The oil market has partially digested the shock. Brent crude, which spiked above $108 per barrel in the war's first week, has eased somewhat on reports that diplomatic back-channels are active. US stocks posted their best day since the war began on Monday, according to AP, as oil prices eased. Markets are not pricing in a rapid escalation. But they are also not pricing in a quick resolution - the volatility premium baked into crude prices reflects a structural uncertainty that will not clear until there is something resembling a political agreement.

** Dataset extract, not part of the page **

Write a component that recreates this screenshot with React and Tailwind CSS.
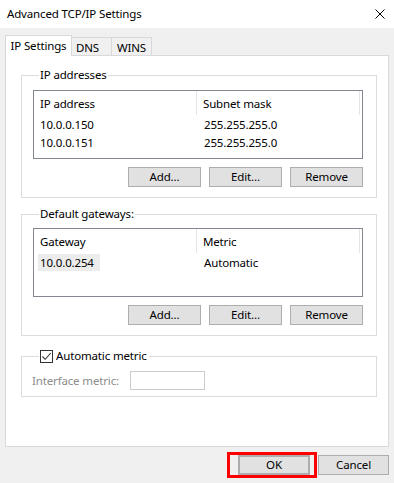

The domestic American political picture is, if anything, more fragile. Trump's approval on the war is slipping in every poll. The coalition of voters who supported the initial strikes on the grounds that Iran was an existential threat are proving more resistant to the ongoing cost than the administration anticipated. Republicans in Congress are caught between loyalty to the president and constituents asking why their kids are coming home wounded from a war that was supposed to last days.
None of this means the war ends soon. Wars rarely end when one side is losing politically - they tend to persist until the cost becomes undeniable on both sides. But Day 18 represents something qualitatively different from Days 1 through 10. The war has shifted from a military operation with political consequences to a political crisis with military operations attached. And that shift - the moment when the politics become the story rather than the strategy - is the first sign that the off-ramp conversations are about to get very serious.
Trump said "maybe we shouldn't even be there." His generals and advisers will tell him the words cannot be walked back. But the words came out because someone in that building, at some level, is looking for a door.